## Written instruction:
Everything from the first line down to the line containing "i) => i * 22.5);" is to be retyped exactly, both ends included, with pictures left out.
━━━
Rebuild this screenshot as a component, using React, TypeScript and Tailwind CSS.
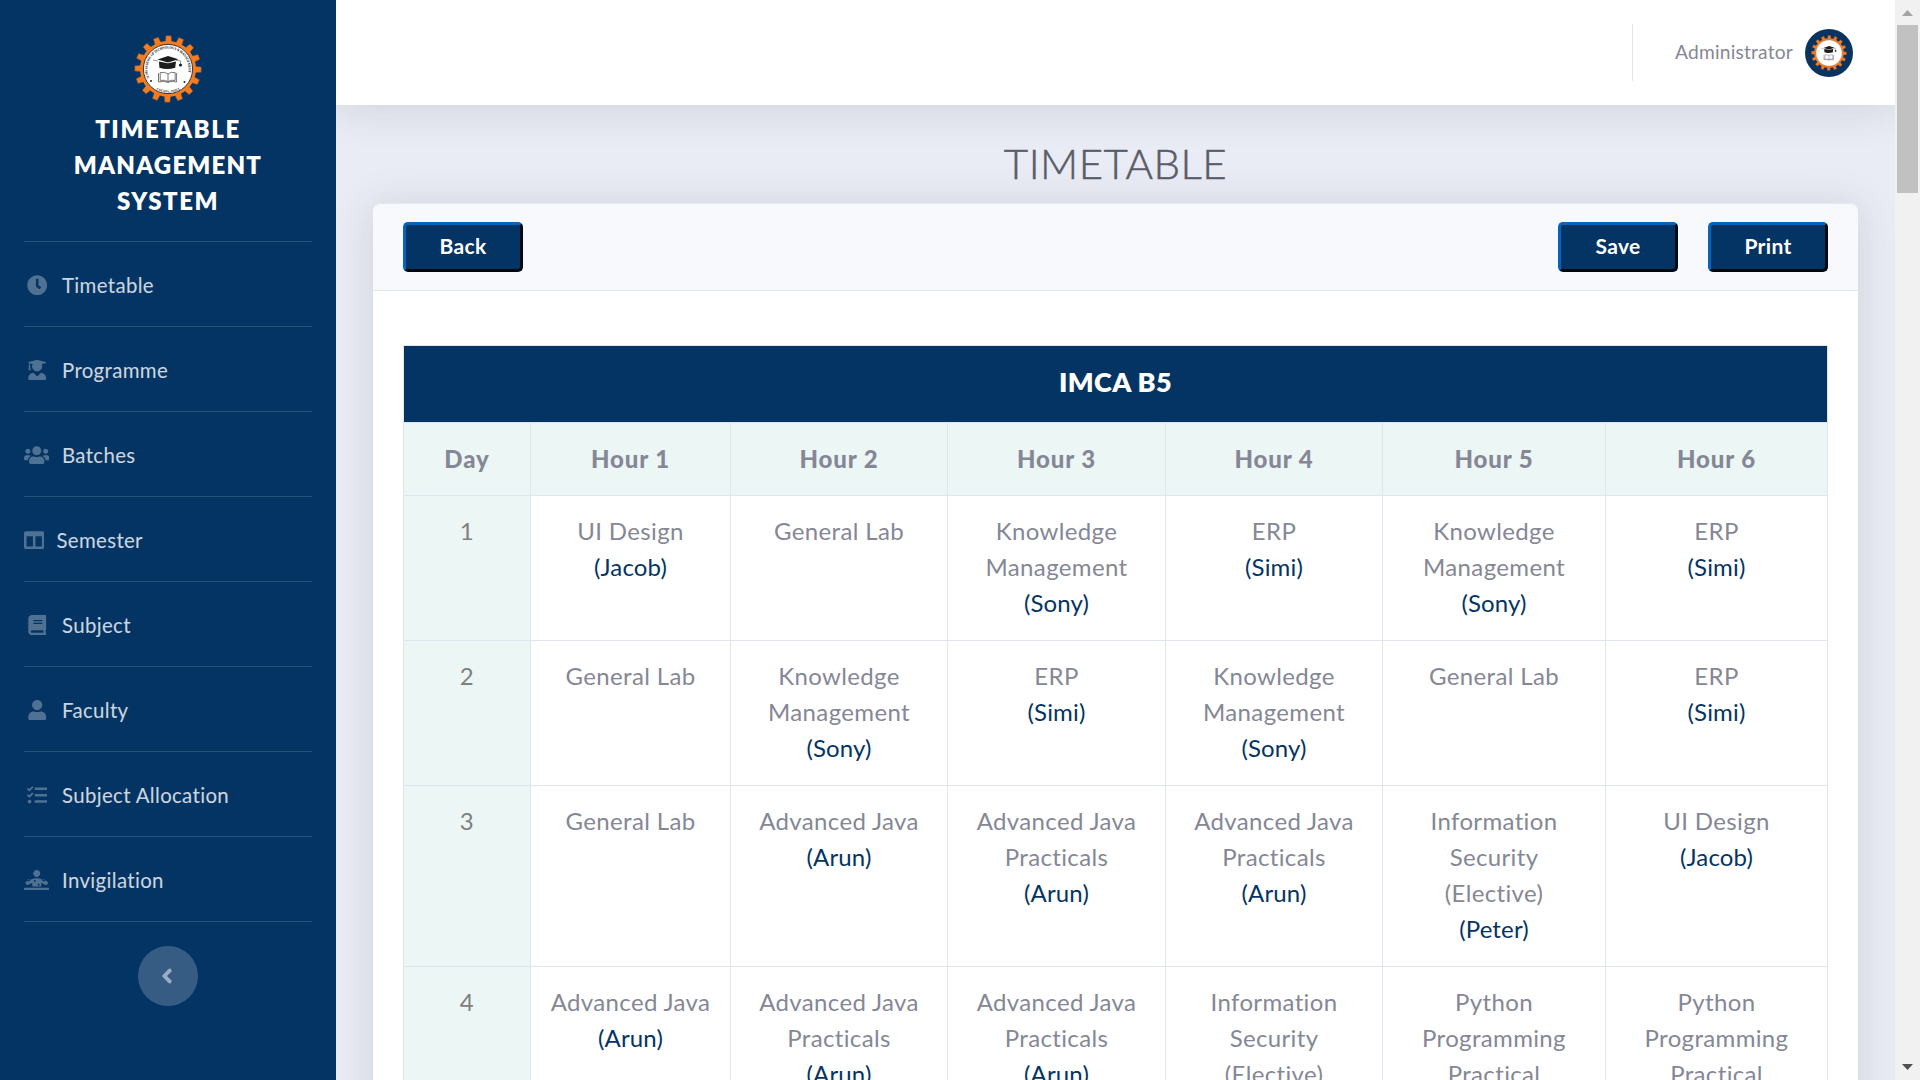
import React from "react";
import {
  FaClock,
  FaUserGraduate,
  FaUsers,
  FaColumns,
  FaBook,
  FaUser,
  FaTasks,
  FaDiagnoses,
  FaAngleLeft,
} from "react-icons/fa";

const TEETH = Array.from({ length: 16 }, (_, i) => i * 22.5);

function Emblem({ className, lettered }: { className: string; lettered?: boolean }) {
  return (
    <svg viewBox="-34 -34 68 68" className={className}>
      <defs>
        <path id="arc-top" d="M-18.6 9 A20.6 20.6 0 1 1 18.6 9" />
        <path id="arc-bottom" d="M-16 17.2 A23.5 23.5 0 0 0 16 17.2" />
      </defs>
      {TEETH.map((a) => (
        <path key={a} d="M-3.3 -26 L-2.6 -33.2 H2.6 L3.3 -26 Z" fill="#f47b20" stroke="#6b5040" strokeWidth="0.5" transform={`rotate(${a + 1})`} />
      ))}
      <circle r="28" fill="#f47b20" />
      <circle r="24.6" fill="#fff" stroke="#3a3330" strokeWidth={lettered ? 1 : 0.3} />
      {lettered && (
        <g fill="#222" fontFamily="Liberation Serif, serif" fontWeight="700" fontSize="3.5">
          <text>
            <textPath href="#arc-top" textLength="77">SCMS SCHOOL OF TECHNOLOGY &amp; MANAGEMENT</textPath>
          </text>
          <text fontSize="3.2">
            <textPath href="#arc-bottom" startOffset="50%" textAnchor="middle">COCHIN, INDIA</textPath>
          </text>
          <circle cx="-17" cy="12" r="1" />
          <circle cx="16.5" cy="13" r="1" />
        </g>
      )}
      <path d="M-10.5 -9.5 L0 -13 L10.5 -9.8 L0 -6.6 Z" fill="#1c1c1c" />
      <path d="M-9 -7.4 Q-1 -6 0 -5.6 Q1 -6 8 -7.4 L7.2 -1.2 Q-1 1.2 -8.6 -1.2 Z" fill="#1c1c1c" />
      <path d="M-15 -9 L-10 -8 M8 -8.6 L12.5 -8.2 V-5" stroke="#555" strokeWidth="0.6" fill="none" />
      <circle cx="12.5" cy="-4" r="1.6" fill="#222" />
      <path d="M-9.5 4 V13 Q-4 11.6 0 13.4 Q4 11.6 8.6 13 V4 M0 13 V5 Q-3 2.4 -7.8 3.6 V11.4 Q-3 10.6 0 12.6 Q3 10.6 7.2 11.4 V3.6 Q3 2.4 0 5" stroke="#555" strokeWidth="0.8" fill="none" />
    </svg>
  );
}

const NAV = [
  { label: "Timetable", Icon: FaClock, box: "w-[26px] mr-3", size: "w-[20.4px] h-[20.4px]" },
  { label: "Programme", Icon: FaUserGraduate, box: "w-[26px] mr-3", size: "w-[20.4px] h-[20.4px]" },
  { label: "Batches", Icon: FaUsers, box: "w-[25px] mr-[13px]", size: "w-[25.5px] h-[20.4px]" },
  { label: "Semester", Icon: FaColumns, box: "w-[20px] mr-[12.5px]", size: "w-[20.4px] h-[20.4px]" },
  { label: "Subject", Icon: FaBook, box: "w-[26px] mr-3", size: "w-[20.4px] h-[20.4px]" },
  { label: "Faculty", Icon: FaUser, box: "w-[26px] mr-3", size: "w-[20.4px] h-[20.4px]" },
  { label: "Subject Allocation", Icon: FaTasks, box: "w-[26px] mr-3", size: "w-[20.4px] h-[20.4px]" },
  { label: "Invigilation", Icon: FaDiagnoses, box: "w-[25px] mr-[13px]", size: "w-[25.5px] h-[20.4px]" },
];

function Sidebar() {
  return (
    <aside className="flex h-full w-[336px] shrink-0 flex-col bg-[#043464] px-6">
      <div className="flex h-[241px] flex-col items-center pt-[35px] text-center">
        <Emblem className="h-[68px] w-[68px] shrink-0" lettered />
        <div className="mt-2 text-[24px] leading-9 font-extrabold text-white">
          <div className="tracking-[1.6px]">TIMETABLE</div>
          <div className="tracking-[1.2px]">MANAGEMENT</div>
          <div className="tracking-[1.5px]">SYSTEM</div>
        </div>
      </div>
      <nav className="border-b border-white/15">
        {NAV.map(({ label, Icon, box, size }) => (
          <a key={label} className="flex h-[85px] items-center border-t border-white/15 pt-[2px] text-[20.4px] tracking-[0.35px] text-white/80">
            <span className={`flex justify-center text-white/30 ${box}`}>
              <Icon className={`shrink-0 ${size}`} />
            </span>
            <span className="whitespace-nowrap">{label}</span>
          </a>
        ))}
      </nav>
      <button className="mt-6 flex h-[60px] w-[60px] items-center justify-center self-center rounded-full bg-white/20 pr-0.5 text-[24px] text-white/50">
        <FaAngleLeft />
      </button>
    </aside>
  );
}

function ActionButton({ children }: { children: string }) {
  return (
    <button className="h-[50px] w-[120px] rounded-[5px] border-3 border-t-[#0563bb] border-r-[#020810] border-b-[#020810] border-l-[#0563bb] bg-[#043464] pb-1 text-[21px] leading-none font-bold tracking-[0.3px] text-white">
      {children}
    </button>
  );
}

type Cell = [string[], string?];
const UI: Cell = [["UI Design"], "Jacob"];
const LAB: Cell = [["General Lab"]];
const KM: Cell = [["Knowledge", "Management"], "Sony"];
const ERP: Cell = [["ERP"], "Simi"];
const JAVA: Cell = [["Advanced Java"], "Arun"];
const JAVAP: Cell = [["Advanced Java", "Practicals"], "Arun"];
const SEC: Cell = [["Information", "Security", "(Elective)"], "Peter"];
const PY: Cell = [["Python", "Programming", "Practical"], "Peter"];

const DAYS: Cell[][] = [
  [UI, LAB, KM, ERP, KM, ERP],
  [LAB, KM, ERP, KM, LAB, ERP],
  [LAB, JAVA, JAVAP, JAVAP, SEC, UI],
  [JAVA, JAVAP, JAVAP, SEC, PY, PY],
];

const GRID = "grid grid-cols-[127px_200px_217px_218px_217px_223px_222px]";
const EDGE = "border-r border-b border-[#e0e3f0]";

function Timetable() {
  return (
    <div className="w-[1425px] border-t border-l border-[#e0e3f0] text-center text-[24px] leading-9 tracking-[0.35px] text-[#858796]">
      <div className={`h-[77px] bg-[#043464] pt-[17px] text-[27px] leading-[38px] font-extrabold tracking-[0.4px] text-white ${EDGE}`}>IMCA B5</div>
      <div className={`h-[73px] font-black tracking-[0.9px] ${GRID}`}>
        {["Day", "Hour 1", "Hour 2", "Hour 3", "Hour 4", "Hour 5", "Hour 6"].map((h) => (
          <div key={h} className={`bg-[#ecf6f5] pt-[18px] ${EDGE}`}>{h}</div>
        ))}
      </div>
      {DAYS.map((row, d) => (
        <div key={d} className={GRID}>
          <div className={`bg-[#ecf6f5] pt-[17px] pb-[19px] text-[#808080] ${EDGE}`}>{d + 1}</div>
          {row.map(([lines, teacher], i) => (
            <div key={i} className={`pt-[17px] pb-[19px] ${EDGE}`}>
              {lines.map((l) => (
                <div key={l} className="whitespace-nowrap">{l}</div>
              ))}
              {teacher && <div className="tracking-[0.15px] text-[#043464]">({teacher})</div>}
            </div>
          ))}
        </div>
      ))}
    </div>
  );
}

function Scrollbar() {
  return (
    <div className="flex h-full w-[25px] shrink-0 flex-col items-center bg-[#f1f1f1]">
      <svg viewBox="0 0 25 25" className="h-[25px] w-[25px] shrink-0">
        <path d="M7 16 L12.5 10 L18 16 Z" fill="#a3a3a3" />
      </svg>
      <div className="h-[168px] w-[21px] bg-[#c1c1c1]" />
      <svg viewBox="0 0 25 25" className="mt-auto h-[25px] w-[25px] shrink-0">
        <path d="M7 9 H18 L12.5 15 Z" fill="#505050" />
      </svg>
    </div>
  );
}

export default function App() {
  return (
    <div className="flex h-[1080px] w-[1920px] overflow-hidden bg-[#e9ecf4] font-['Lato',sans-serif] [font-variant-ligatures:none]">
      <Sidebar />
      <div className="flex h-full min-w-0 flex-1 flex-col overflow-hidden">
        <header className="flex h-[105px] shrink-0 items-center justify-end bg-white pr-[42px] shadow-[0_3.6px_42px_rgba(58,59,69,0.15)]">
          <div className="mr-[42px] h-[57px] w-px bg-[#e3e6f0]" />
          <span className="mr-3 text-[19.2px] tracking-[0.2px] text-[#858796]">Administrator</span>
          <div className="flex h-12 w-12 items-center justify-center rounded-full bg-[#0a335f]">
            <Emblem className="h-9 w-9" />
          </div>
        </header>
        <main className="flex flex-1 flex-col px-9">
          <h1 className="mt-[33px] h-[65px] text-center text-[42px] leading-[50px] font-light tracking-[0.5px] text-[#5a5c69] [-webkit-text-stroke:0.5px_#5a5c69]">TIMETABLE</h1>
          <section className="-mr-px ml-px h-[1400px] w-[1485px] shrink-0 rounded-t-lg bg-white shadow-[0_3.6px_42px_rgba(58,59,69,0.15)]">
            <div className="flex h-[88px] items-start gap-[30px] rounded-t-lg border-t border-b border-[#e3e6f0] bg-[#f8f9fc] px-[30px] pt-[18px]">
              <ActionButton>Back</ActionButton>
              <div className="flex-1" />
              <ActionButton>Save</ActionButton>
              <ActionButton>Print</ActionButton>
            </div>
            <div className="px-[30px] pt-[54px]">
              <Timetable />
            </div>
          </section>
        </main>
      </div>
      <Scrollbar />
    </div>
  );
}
━━━
## Written solution:
Rebuild this screenshot as a component, using React, TypeScript and Tailwind CSS.
import React from "react";
import {
  FaClock,
  FaUserGraduate,
  FaUsers,
  FaColumns,
  FaBook,
  FaUser,
  FaTasks,
  FaDiagnoses,
  FaAngleLeft,
} from "react-icons/fa";

const TEETH = Array.from({ length: 16 }, (_, i) => i * 22.5);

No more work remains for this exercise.